Committee explores substance-free housing

At the request of members of the administration, a committee has formed to investigate the possibility of introducing a substance- free housing option on campus, and to consider the advantages and disadvantages of such a system. The committee met for the first time last week.

The committee convened at the request of Dean Merrill, who expressed interest in exploring the option of “wellness housing” that other NESCAC schools offer, in terms of its feasibility at the College. Williams is the only member of the NESCAC that does not offer a substance-free housing option. According to members of the committee, the issue is a concern that students have voiced in the past.

Substance-free housing would provide an alternative to the alcohol culture present on campus. Sa-Kiera Hudson ’11, a member of the committee, expressed certainty that there are students who would be interested in the option because living in dorms where drinking is a major activity might be detrimental to academic performance and other aspects of college life. However, she added that it can be difficult to avoid drinking in college. “Alcohol abstinence sometimes stigmatizes,” Hudson said.

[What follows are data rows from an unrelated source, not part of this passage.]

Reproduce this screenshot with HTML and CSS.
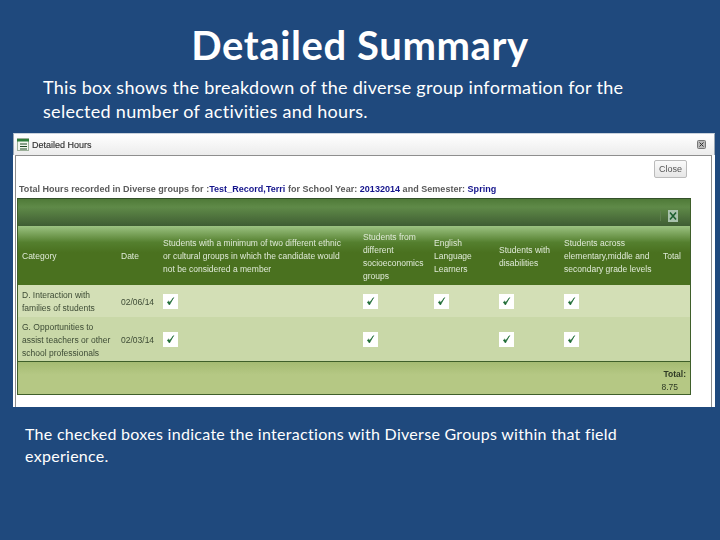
FILE: index.html
```
<!DOCTYPE html>
<html lang="en">
<head>
<meta charset="utf-8">
<title>Detailed Summary</title>
<link rel="stylesheet" href="styles.css">
</head>
<body>
<svg class="defs" width="0" height="0" aria-hidden="true"><symbol id="tick" viewBox="0 0 15 15"><path d="M4.4 8.2 6.4 11 10.6 3.6 6.9 8.4 5.6 7.2z" fill="#1c6a33" stroke="#1c6a33" stroke-width=".7"/></symbol></svg>
<h1 class="title">Detailed Summary</h1>
<p class="intro">This box shows the breakdown of the diverse group information for the selected number of activities and hours.</p>
<section class="shot">
  <header class="titlebar">
    <svg class="app-icon" width="14" height="14" viewBox="0 0 14 14"><rect x=".5" y=".5" width="11" height="12" fill="#f2f6ee" stroke="#9db09a"/><path d="M0 1h12v2.5H0z" fill="#2f7d3a"/><path d="M3 6h7M3 8.5h7M3 11h7" stroke="#1f4a25"/></svg>
    <span class="window-name">Detailed Hours</span>
    <svg class="x-icon" width="9" height="9" viewBox="0 0 9 9"><rect x=".5" y=".5" width="8" height="8" rx="1" fill="#b9b9b9" stroke="#777"/><path d="M2.5 2.5l4 4M6.5 2.5l-4 4" stroke="#333"/></svg>
  </header>
  <div class="content">
    <div class="close-row"><button class="close">Close</button></div>
    <div class="summary">Total Hours recorded in Diverse groups for :<b>Test_Record,Terri</b> for School Year: <b>20132014</b> and Semester: <b>Spring</b></div>
    <div class="grid-wrap">
      <div class="toolbar">
        <span class="sep"></span>
        <svg width="10" height="12" viewBox="0 0 10 12"><rect width="10" height="12" fill="#a9c2ad"/><path d="M2 2.5l6 7M8 2.5l-6 7" stroke="#1d5f30" stroke-width="1.6"/></svg>
      </div>
      <div class="row head">
        <div>Category</div><div>Date</div>
        <div class="wide">Students with a minimum of two different ethnic or cultural groups in which the candidate would not be considered a member</div>
        <div>Students from different socioeconomics groups</div>
        <div>English Language Learners</div>
        <div>Students with disabilities</div>
        <div>Students across elementary,middle and secondary grade levels</div>
        <div>Total</div>
      </div>
      <div class="row body r1">
        <div>D. Interaction with families of students</div><div>02/06/14</div>
        <div><svg class="box"><use href="#tick"/></svg></div>
        <div><svg class="box"><use href="#tick"/></svg></div>
        <div><svg class="box"><use href="#tick"/></svg></div>
        <div><svg class="box"><use href="#tick"/></svg></div>
        <div><svg class="box"><use href="#tick"/></svg></div>
        <div></div>
      </div>
      <div class="row body r2">
        <div>G. Opportunities to assist teachers or other school professionals</div><div>02/03/14</div>
        <div><svg class="box"><use href="#tick"/></svg></div>
        <div><svg class="box"><use href="#tick"/></svg></div>
        <div></div>
        <div><svg class="box"><use href="#tick"/></svg></div>
        <div><svg class="box"><use href="#tick"/></svg></div>
        <div></div>
      </div>
      <div class="foot"><b>Total:</b><span>8.75</span></div>
    </div>
  </div>
</section>
<p class="note">The checked boxes indicate the interactions with Diverse Groups within that field experience.</p>
</body>
</html>
```
FILE: styles.css
```
* { box-sizing: border-box; }
html, body { margin: 0; padding: 0; }
body {
  width: 720px;
  height: 540px;
  overflow: hidden;
  background: #1f497d;
  color: #fff;
  font-family: Lato, "Open Sans", sans-serif;
  padding-top: 24px;
}
.defs { display: block; height: 0; }
.title {
  margin: 0;
  height: 40px;
  font-size: 40px;
  line-height: 42px;
  font-weight: 700;
  letter-spacing: .6px;
  text-align: center;
}
.intro {
  margin: 11px 0 0 43px;
  width: 600px;
  font-size: 18px;
  line-height: 24px;
  letter-spacing: .29px;
}
.shot {
  margin: 10px 0 0 13px;
  width: 702px;
  height: 274px;
  background: #fff;
  color: #444;
  font-family: "Liberation Sans", sans-serif;
  display: flex;
  flex-direction: column;
  filter: blur(.4px);
}
.titlebar {
  height: 22px;
  flex: none;
  display: flex;
  align-items: center;
  padding: 0 8px 0 3px;
  background: linear-gradient(#fff, #ececec);
  border-left: 1px solid #9aa7b5;
  border-right: 1px solid #9aa7b5;
  border-top: 1px solid #c9d2dc;
}
.app-icon { margin-right: 1px; flex: none; }
.window-name { font-size: 9px; color: #333; -webkit-text-stroke: .15px #333; flex: 1; }
.content {
  flex: 1;
  margin: 0 3px 0 2px;
  padding: 0 0 0 1px;
  border: 1px solid #8e8e8e;
  border-bottom: 0;
  background: #fff;
}
.close-row { display: flex; justify-content: flex-end; height: 26px; padding: 4px 24px 0 0; }
.close {
  width: 33px;
  height: 18px;
  padding: 0;
  font: 9px "Liberation Sans", sans-serif;
  color: #555;
  background: linear-gradient(#fafafa, #e6e6e6);
  border: 1px solid #bbb;
  border-radius: 2px;
}
.summary {
  height: 16px;
  padding-left: 2px;
  font-size: 9px;
  line-height: 14px;
  font-weight: 700;
  color: #5a5a5a;
  letter-spacing: .03px;
  white-space: nowrap;
}
.summary b { color: #14148c; }
.grid-wrap { width: 674px; border: 1px solid #3f5f2a; border-top-color: #33502a; }
.toolbar {
  height: 27px;
  display: flex;
  align-items: center;
  justify-content: flex-end;
  gap: 7px;
  padding: 7px 12px 0 0;
  background: linear-gradient(#4f7a38, #5f8a48 30%, #3f5d33);
}
.sep { width: 1px; height: 10px; background: #5f7f4f; }
.row {
  display: grid;
  grid-template-columns: 98px 42px 200px 71px 65px 65px 99px 32px;
  font-size: 8.5px;
  line-height: 13px;
}
.row > div { padding-left: 4px; display: flex; align-items: center; }
.row > div:nth-child(n+2) { padding-left: 5px; }
.head {
  height: 59px;
  padding-top: 2px;
  color: #e0ead8;
  background: linear-gradient(#9cc382, #547f2e 28%, #4a711f 45%);
}
.head > div { padding-right: 2px; }
.head > .wide { padding-right: 12px; }
.body { color: #3c4a34; }
.r1 { height: 32px; padding-top: 2px; background: #d3dfb6; }
.r2 { height: 45px; padding-top: 2px; background: #c9d8a8; border-bottom: 1px solid #3f5f2a; }
.box { width: 15px; height: 15px; background: #fff; display: block; }
.r1 .box { margin-top: -1px; }
.r2 .box { margin-top: -2px; }
.foot {
  height: 32px;
  background: linear-gradient(#a5bb72, #b5c884 40%);
  display: flex;
  flex-direction: column;
  align-items: flex-end;
  padding: 6px 4px 0 0;
  font-size: 8.5px;
  line-height: 13px;
  color: #2f3a25;
}
.foot span { margin-right: 8px; }
.note {
  margin: 16px 0 0 25px;
  width: 640px;
  font-size: 16px;
  line-height: 22px;
  letter-spacing: .29px;
}
```
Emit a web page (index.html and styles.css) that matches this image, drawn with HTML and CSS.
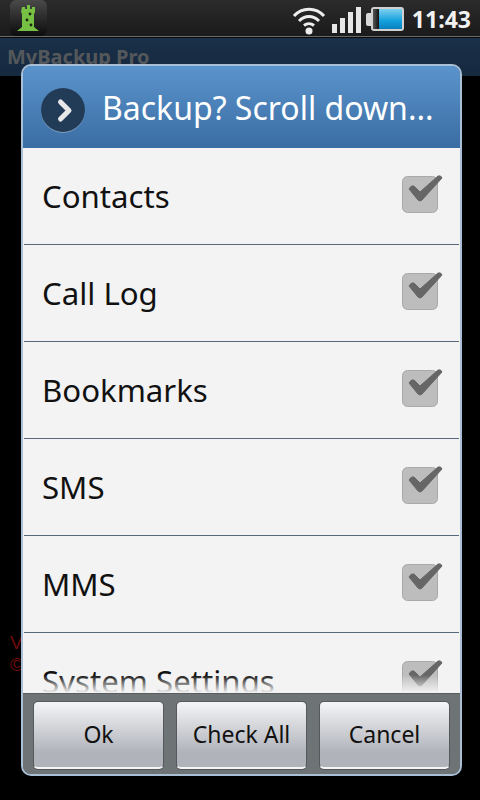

Since the committee has only had one meeting, the members have not yet developed a coherent plan. The first step will be to conduct an extensive research over the summer in regards to other NESCAC schools. The committee plans to contact not only housing offices but also residential advisors, as well as students, for evaluation and comments about the pros and cons of a “substance-free experience.”

The main purpose of the committee at present is to investigate. “Our purpose, as I understand it, is to find out what the experience of other schools has been, how they’ve met the various associated challenges – and to give some thought to whether, and if so how, a wellness housing model might be adaptable to the particular culture of our campus,” said Rick Spalding, Chaplain of the College who sits on the committee.
Committee members admitted that the issue may prove to be a controversial one. “We anticipate attacks,” Hudson said, adding that the committee is aware of the fact that people could view substance-free housing as “theme housing,” and consider it divisive. Nevertheless, the committee is adamant that this is simply a proposal for a “healthy living” opportunity. Should the system be introduced, each housing unit could have the freedom to devise its own “constitution,” under which the residents could define what “substance-free” is for their own unique situation.

Having completed the research step, the committee will run through next year, looking into challenges particular to the College. Factors to be considered are the level of need and interest in substance-free housing, how it would integrate in the neighborhood system and in what ways it would fit the College philosophy of housing.

The committee has plans to recruit new members to create a broad spectrum of participants as they continue their investigation into next year.

The committee’s seven members are students Hudson, Meredith Annex ’11 and Elizabeth Jimenez ’12, Spalding, Substance Abuse Counselor Laini Sporbert and Doug Schiazza and Aaron Gordon, members of the Office of Campus Life.